You must remember this: In 2006, the last full year before this downturn, when the economy grew 2.7 percent and the unemployment rate was just 4.6 percent, 3.3 million people lost their jobs to the normal churning of a dynamic economy. This "creative destruction" has human costs but no longer is optional.

America has an aging population and has chosen to have a welfare state that siphons increasing amounts of wealth from the economy to give to the elderly. Having willed this end, America must will the means to it -- sometimes severe economic efficiency to generate revenue to finance the entitlement culture. So "Up in the Air" is sobering entertainment for a nation contemplating a giant addition to the entitlement menu.
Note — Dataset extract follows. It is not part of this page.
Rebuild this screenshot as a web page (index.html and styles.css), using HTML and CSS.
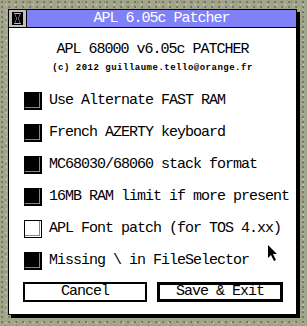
FILE: index.html
```html
<!DOCTYPE html>
<html lang="en">

<head>
    <meta charset="UTF-8">
    <meta name="viewport" content="width=device-width, initial-scale=1.0">
    <title>APL 6.05c Patcher</title>
    <link rel="stylesheet" href="styles.css">
</head>

<body>
    <div class="window">
        <div class="titlebar">
            <div class="closer">
                <svg width="17" height="17" viewBox="0 0 17 17">
                    <rect x="3" y="2" width="11" height="13" fill="#000" />
                    <path d="M5 3h7l-2.5 5.5 2.5 5.5h-7l2.5-5.5z" fill="#c0c0c0" />
                    <path d="M6 4h5l-2 4.5 2 4.5h-5l2-4.5z" fill="#000" />
                </svg>
            </div>
            <div class="title">APL 6.05c Patcher</div>
        </div>
        <div class="content">
            <div class="heading">APL 68000 v6.05c PATCHER</div>
            <div class="copy">(c) 2012 guillaume.tello@orange.fr</div>
            <ul class="options">
                <li><span class="check on"></span>Use Alternate FAST RAM</li>
                <li><span class="check on"></span>French AZERTY keyboard</li>
                <li><span class="check on"></span>MC68030/68060 stack format</li>
                <li><span class="check on"></span>16MB RAM limit if more present</li>
                <li><span class="check"></span>APL Font patch (for TOS 4.xx)</li>
                <li><span class="check on"></span>Missing \ in FileSelector</li>
            </ul>
            <div class="buttons">
                <button class="btn">Cancel</button>
                <button class="btn default">Save &amp; Exit</button>
            </div>
        </div>
    </div>
    <svg class="cursor" width="12" height="18" viewBox="0 0 12 18">
        <path d="M0 0v13l3-3 3 6 2-1-3-6h4z" fill="#000" />
    </svg>
</body>

</html>
```

FILE: styles.css
```css
* {
    margin: 0;
    padding: 0;
    box-sizing: border-box;
}

body {
    width: 307px;
    height: 326px;
    overflow: hidden;
    position: relative;
    padding: 9px 0 0 8px;
    background-color: #a3a58b;
    background-image:
        radial-gradient(circle at 30% 40%, #6e6f5c 0.6px, transparent 1.2px),
        radial-gradient(circle at 70% 80%, #c4c5ae 0.6px, transparent 1.2px),
        radial-gradient(circle at 50% 20%, #85866f 0.6px, transparent 1.2px);
    background-size: 7px 5px, 9px 6px, 11px 9px;
    font-family: "Liberation Mono", "DejaVu Sans Mono", monospace;
    font-size: 15px;
    letter-spacing: -1px;
    color: #000;
}

.window {
    width: 289px;
    height: 306px;
    background: #fff;
    border: 1px solid #000;
    box-shadow: 3px 3px 0 #000;
}

.titlebar {
    display: flex;
    height: 18px;
    border-bottom: 1px solid #000;
}

.closer {
    width: 18px;
    background: #c0c0c0;
    border-right: 1px solid #000;
}

.closer svg {
    display: block;
}

.title {
    flex: 1;
    background: #8080f8;
    color: #fff;
    text-align: center;
    line-height: 17px;
}

.content {
    padding: 14px 0 0 15px;
}

.heading {
    text-align: center;
    line-height: 16px;
    padding-right: 15px;
}

.copy {
    text-align: center;
    padding-right: 15px;
    font-size: 9px;
    font-weight: bold;
    letter-spacing: 0.5px;
    line-height: 12px;
    margin-top: 4px;
}

.options {
    list-style: none;
    margin-top: 18px;
    display: flex;
    flex-direction: column;
    gap: 15px;
}

.options li {
    display: flex;
    align-items: center;
    height: 17px;
    line-height: 17px;
}

.check {
    width: 18px;
    height: 18px;
    margin-right: 7px;
    border: 1px solid #000;
    background: #fff;
    box-shadow: inset -1px -1px 0 #fff, inset -2px -2px 0 #888;
}

.check.on {
    background: #000;
    box-shadow: inset -1px -1px 0 #000, inset -2px -2px 0 #888;
}

.buttons {
    display: flex;
    gap: 11px;
    margin-top: 13px;
    padding-left: -1px;
}

.btn {
    height: 20px;
    width: 124px;
    margin-left: -1px;
    background: #fff;
    border: 2px solid #000;
    font: inherit;
    letter-spacing: -1px;
    line-height: 16px;
}

.btn.default {
    width: 126px;
    border-width: 3px;
    line-height: 14px;
}

.cursor {
    position: absolute;
    left: 268px;
    top: 245px;
}
```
In addition to being perhaps the best American movie of 2009, "Up in the Air" is two mature themes subtly braided and nuanced for grown-ups. One is the sometimes shattering sense of failure, desperation and worthlessness that overwhelms middle-aged people who lose their livelihoods. The other is that such shocks can be reminders that there is more to life than livelihoods.

But not for Bingham. He is, in his fashion, content. In E.M. Forster's novel, "Howards End," Margaret famously exhorted, "Only connect!" Bingham would rather not.